* _RECORDED DATA_:
--

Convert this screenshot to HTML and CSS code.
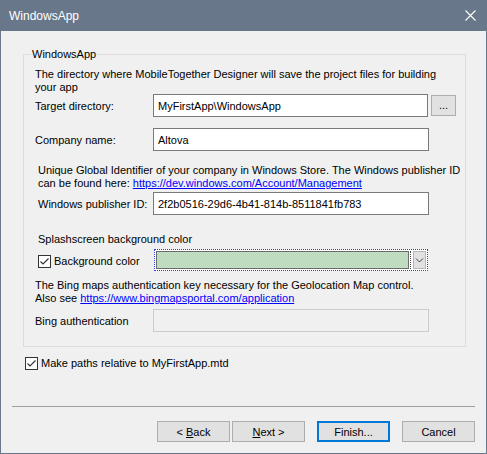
FILE: index.html
```html
<!DOCTYPE html>
<html>
<head>
<meta charset="utf-8">
<title>WindowsApp</title>
<link rel="stylesheet" href="styles.css">
</head>
<body>
<div class="window">
  <div class="titlebar">
    <span class="title">WindowsApp</span>
    <svg class="close" width="11" height="11" viewBox="0 0 11 11"><path d="M0.5 0.5L10.5 10.5M10.5 0.5L0.5 10.5" stroke="#ffffff" stroke-width="1.1" fill="none"/></svg>
  </div>
  <div class="main">
    <fieldset class="group">
      <legend>WindowsApp</legend>
      <p class="desc sec first">The directory where MobileTogether Designer will save the project files for building<br>your app</p>
      <div class="row sec">
        <span class="lbl">Target directory:</span>
        <input class="field" type="text" value="MyFirstApp\WindowsApp" readonly>
        <span class="browse">...</span>
      </div>
      <div class="row sec company">
        <span class="lbl">Company name:</span>
        <input class="field" type="text" value="Altova" readonly>
      </div>
      <p class="desc sec2 unique">Unique Global Identifier of your company in Windows Store. The Windows publisher ID<br>can be found here: <a class="link" href="#">https://dev.windows.com/Account/Management</a></p>
      <div class="row sec2 publisher">
        <span class="lbl lbl2">Windows publisher ID:</span>
        <input class="field" type="text" value="2f2b0516-29d6-4b41-814b-8511841fb783" readonly>
      </div>
      <p class="line sec2 splash">Splashscreen background color</p>
      <div class="row combo-row sec2">
        <label class="check cb-label"><span class="box"><svg width="11" height="11" viewBox="0 0 11 11"><path d="M1.5 5.5L4 8L9.5 2.5" stroke="#333333" stroke-width="1.2" fill="none"/></svg></span>Background color</label>
        <div class="combo">
          <span class="swatch"></span>
          <span class="sep"></span>
          <span class="drop"><svg width="9" height="6" viewBox="0 0 9 6"><path d="M1 1.5L4.5 5L8 1.5" stroke="#444444" stroke-width="1" fill="none"/></svg></span>
        </div>
      </div>
      <p class="desc sec bing">The Bing maps authentication key necessary for the Geolocation Map control.<br>Also see <a class="link" href="#">https://www.bingmapsportal.com/application</a></p>
      <div class="row sec bingrow">
        <span class="lbl">Bing authentication</span>
        <input class="field disabled" type="text" value="" disabled>
      </div>
    </fieldset>
    <label class="check relative"><span class="box"><svg width="11" height="11" viewBox="0 0 11 11"><path d="M1.5 5.5L4 8L9.5 2.5" stroke="#333333" stroke-width="1.2" fill="none"/></svg></span>Make paths relative to MyFirstApp.mtd</label>
    <div class="separator"></div>
    <div class="buttons">
      <button class="btn">&lt; <u>B</u>ack</button>
      <button class="btn next"><u>N</u>ext &gt;</button>
      <button class="btn default">Finish...</button>
      <button class="btn cancel">Cancel</button>
    </div>
  </div>
</div>
</body>
</html>
```

FILE: styles.css
```css
* {
  box-sizing: border-box;
}

html, body {
  margin: 0;
  padding: 0;
  background: #f0f0f0;
}

body {
  font-family: "Liberation Sans", Arial, sans-serif;
  font-size: 11px;
  color: #000000;
}

.window {
  width: 487px;
  height: 454px;
  border: 1px solid #687789;
  background: #f0f0f0;
  display: flex;
  flex-direction: column;
}

.titlebar {
  height: 30px;
  background: #687789;
  display: flex;
  align-items: center;
  justify-content: space-between;
  padding: 0 10px 0 8px;
}

.title {
  color: #ffffff;
  font-size: 12px;
  line-height: 14px;
}

.close {
  display: block;
  margin-top: -1px;
}

.main {
  display: flex;
  flex-direction: column;
  padding: 0 11px 0 11px;
}

.group {
  margin: 17px 9px 0 11px;
  padding: 0 9px 14px 7px;
  border: 1px solid #dcdcdc;
  min-width: 0;
}

.group legend {
  padding: 0 1px;
  line-height: 13px;
  font-size: 11px;
}

.desc, .line {
  margin: 0;
  line-height: 13px;
  white-space: nowrap;
}

.sec {
  margin-left: 4px;
}

.sec2 {
  margin-left: 7px;
}

.first {
  margin-top: 7px;
}

.row {
  display: flex;
  align-items: center;
  height: 23px;
}

.lbl {
  width: 118px;
  flex: none;
}

.lbl2 {
  width: 115px;
}

.field {
  width: 276px;
  height: 23px;
  border: 1px solid #7a7a7a;
  background: #ffffff;
  padding: 0 4px;
  font-family: "Liberation Sans", Arial, sans-serif;
  font-size: 11px;
  color: #000000;
  outline: none;
  margin: 0;
}

.field.disabled {
  border-color: #cccccc;
  background: #f0f0f0;
}

.browse {
  margin-left: 3px;
  width: 25px;
  height: 21px;
  border: 1px solid #adadad;
  background: #e1e1e1;
  display: flex;
  align-items: center;
  justify-content: center;
  padding-bottom: 2px;
}

.company {
  margin-top: 11px;
}

.unique {
  margin-top: 13px;
}

.publisher {
  margin-top: 2px;
}

.splash {
  margin-top: 18px;
}

.combo-row {
  margin-top: 3px;
  height: 22px;
}

.check {
  display: flex;
  align-items: center;
  line-height: 13px;
}

.box {
  width: 13px;
  height: 13px;
  border: 1px solid #333333;
  background: #ffffff;
  margin-right: 3px;
  flex: none;
  display: flex;
  align-items: center;
  justify-content: center;
}

.box svg {
  display: block;
}

.cb-label {
  width: 116px;
  flex: none;
  margin-top: 3px;
}

.combo {
  width: 274px;
  height: 22px;
  border: 1px dotted #2a3fd6;
  background: #ffffff;
  padding: 1px 1px 1px 1px;
  display: flex;
  align-items: stretch;
}

.swatch {
  flex: 1;
  border: 1px solid #6d6d6d;
  background: #c0dcc0;
}

.sep {
  width: 1px;
  margin: 0 2px 0 1px;
  border-left: 1px dotted #444444;
}

.drop {
  width: 13px;
  border: 1px solid #b5b5b5;
  background: #e1e1e1;
  display: flex;
  align-items: center;
  justify-content: center;
}

.drop svg {
  display: block;
}

.bing {
  margin-top: 8px;
}

.bingrow {
  margin-top: 4px;
}

.link {
  color: #0000ff;
  text-decoration: underline;
}

.relative {
  margin: 10px 0 0 13px;
  height: 13px;
}

.separator {
  margin-top: 36px;
  height: 1px;
  background: #a0a0a0;
}

.buttons {
  margin-top: 14px;
  display: flex;
  justify-content: flex-end;
}

.btn {
  width: 73px;
  height: 21px;
  border: 1px solid #adadad;
  background: #e1e1e1;
  font-family: "Liberation Sans", Arial, sans-serif;
  font-size: 11px;
  color: #000000;
  padding: 0;
  margin: 0;
}

.next {
  margin-left: 2px;
}

.default {
  margin-left: 12px;
  border: 2px solid #0078d7;
}

.cancel {
  margin-left: 12px;
}
```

--

* _EXERCISE GOAL_:
Reproduce all of the data exactly, omitting each picture it holds.

* _SOLUTION_:
Convert this screenshot to HTML and CSS code.
FILE: index.html
```html
<!DOCTYPE html>
<html>
<head>
<meta charset="utf-8">
<title>WindowsApp</title>
<link rel="stylesheet" href="styles.css">
</head>
<body>
<div class="window">
  <div class="titlebar">
    <span class="title">WindowsApp</span>
    <svg class="close" width="11" height="11" viewBox="0 0 11 11"><path d="M0.5 0.5L10.5 10.5M10.5 0.5L0.5 10.5" stroke="#ffffff" stroke-width="1.1" fill="none"/></svg>
  </div>
  <div class="main">
    <fieldset class="group">
      <legend>WindowsApp</legend>
      <p class="desc sec first">The directory where MobileTogether Designer will save the project files for building<br>your app</p>
      <div class="row sec">
        <span class="lbl">Target directory:</span>
        <input class="field" type="text" value="MyFirstApp\WindowsApp" readonly>
        <span class="browse">...</span>
      </div>
      <div class="row sec company">
        <span class="lbl">Company name:</span>
        <input class="field" type="text" value="Altova" readonly>
      </div>
      <p class="desc sec2 unique">Unique Global Identifier of your company in Windows Store. The Windows publisher ID<br>can be found here: <a class="link" href="#">https://dev.windows.com/Account/Management</a></p>
      <div class="row sec2 publisher">
        <span class="lbl lbl2">Windows publisher ID:</span>
        <input class="field" type="text" value="2f2b0516-29d6-4b41-814b-8511841fb783" readonly>
      </div>
      <p class="line sec2 splash">Splashscreen background color</p>
      <div class="row combo-row sec2">
        <label class="check cb-label"><span class="box"><svg width="11" height="11" viewBox="0 0 11 11"><path d="M1.5 5.5L4 8L9.5 2.5" stroke="#333333" stroke-width="1.2" fill="none"/></svg></span>Background color</label>
        <div class="combo">
          <span class="swatch"></span>
          <span class="sep"></span>
          <span class="drop"><svg width="9" height="6" viewBox="0 0 9 6"><path d="M1 1.5L4.5 5L8 1.5" stroke="#444444" stroke-width="1" fill="none"/></svg></span>
        </div>
      </div>
      <p class="desc sec bing">The Bing maps authentication key necessary for the Geolocation Map control.<br>Also see <a class="link" href="#">https://www.bingmapsportal.com/application</a></p>
      <div class="row sec bingrow">
        <span class="lbl">Bing authentication</span>
        <input class="field disabled" type="text" value="" disabled>
      </div>
    </fieldset>
    <label class="check relative"><span class="box"><svg width="11" height="11" viewBox="0 0 11 11"><path d="M1.5 5.5L4 8L9.5 2.5" stroke="#333333" stroke-width="1.2" fill="none"/></svg></span>Make paths relative to MyFirstApp.mtd</label>
    <div class="separator"></div>
    <div class="buttons">
      <button class="btn">&lt; <u>B</u>ack</button>
      <button class="btn next"><u>N</u>ext &gt;</button>
      <button class="btn default">Finish...</button>
      <button class="btn cancel">Cancel</button>
    </div>
  </div>
</div>
</body>
</html>
```

FILE: styles.css
```css
* {
  box-sizing: border-box;
}

html, body {
  margin: 0;
  padding: 0;
  background: #f0f0f0;
}

body {
  font-family: "Liberation Sans", Arial, sans-serif;
  font-size: 11px;
  color: #000000;
}

.window {
  width: 487px;
  height: 454px;
  border: 1px solid #687789;
  background: #f0f0f0;
  display: flex;
  flex-direction: column;
}

.titlebar {
  height: 30px;
  background: #687789;
  display: flex;
  align-items: center;
  justify-content: space-between;
  padding: 0 10px 0 8px;
}

.title {
  color: #ffffff;
  font-size: 12px;
  line-height: 14px;
}

.close {
  display: block;
  margin-top: -1px;
}

.main {
  display: flex;
  flex-direction: column;
  padding: 0 11px 0 11px;
}

.group {
  margin: 17px 9px 0 11px;
  padding: 0 9px 14px 7px;
  border: 1px solid #dcdcdc;
  min-width: 0;
}

.group legend {
  padding: 0 1px;
  line-height: 13px;
  font-size: 11px;
}

.desc, .line {
  margin: 0;
  line-height: 13px;
  white-space: nowrap;
}

.sec {
  margin-left: 4px;
}

.sec2 {
  margin-left: 7px;
}

.first {
  margin-top: 7px;
}

.row {
  display: flex;
  align-items: center;
  height: 23px;
}

.lbl {
  width: 118px;
  flex: none;
}

.lbl2 {
  width: 115px;
}

.field {
  width: 276px;
  height: 23px;
  border: 1px solid #7a7a7a;
  background: #ffffff;
  padding: 0 4px;
  font-family: "Liberation Sans", Arial, sans-serif;
  font-size: 11px;
  color: #000000;
  outline: none;
  margin: 0;
}

.field.disabled {
  border-color: #cccccc;
  background: #f0f0f0;
}

.browse {
  margin-left: 3px;
  width: 25px;
  height: 21px;
  border: 1px solid #adadad;
  background: #e1e1e1;
  display: flex;
  align-items: center;
  justify-content: center;
  padding-bottom: 2px;
}

.company {
  margin-top: 11px;
}

.unique {
  margin-top: 13px;
}

.publisher {
  margin-top: 2px;
}

.splash {
  margin-top: 18px;
}

.combo-row {
  margin-top: 3px;
  height: 22px;
}

.check {
  display: flex;
  align-items: center;
  line-height: 13px;
}

.box {
  width: 13px;
  height: 13px;
  border: 1px solid #333333;
  background: #ffffff;
  margin-right: 3px;
  flex: none;
  display: flex;
  align-items: center;
  justify-content: center;
}

.box svg {
  display: block;
}

.cb-label {
  width: 116px;
  flex: none;
  margin-top: 3px;
}

.combo {
  width: 274px;
  height: 22px;
  border: 1px dotted #2a3fd6;
  background: #ffffff;
  padding: 1px 1px 1px 1px;
  display: flex;
  align-items: stretch;
}

.swatch {
  flex: 1;
  border: 1px solid #6d6d6d;
  background: #c0dcc0;
}

.sep {
  width: 1px;
  margin: 0 2px 0 1px;
  border-left: 1px dotted #444444;
}

.drop {
  width: 13px;
  border: 1px solid #b5b5b5;
  background: #e1e1e1;
  display: flex;
  align-items: center;
  justify-content: center;
}

.drop svg {
  display: block;
}

.bing {
  margin-top: 8px;
}

.bingrow {
  margin-top: 4px;
}

.link {
  color: #0000ff;
  text-decoration: underline;
}

.relative {
  margin: 10px 0 0 13px;
  height: 13px;
}

.separator {
  margin-top: 36px;
  height: 1px;
  background: #a0a0a0;
}

.buttons {
  margin-top: 14px;
  display: flex;
  justify-content: flex-end;
}

.btn {
  width: 73px;
  height: 21px;
  border: 1px solid #adadad;
  background: #e1e1e1;
  font-family: "Liberation Sans", Arial, sans-serif;
  font-size: 11px;
  color: #000000;
  padding: 0;
  margin: 0;
}

.next {
  margin-left: 2px;
}

.default {
  margin-left: 12px;
  border: 2px solid #0078d7;
}

.cancel {
  margin-left: 12px;
}
```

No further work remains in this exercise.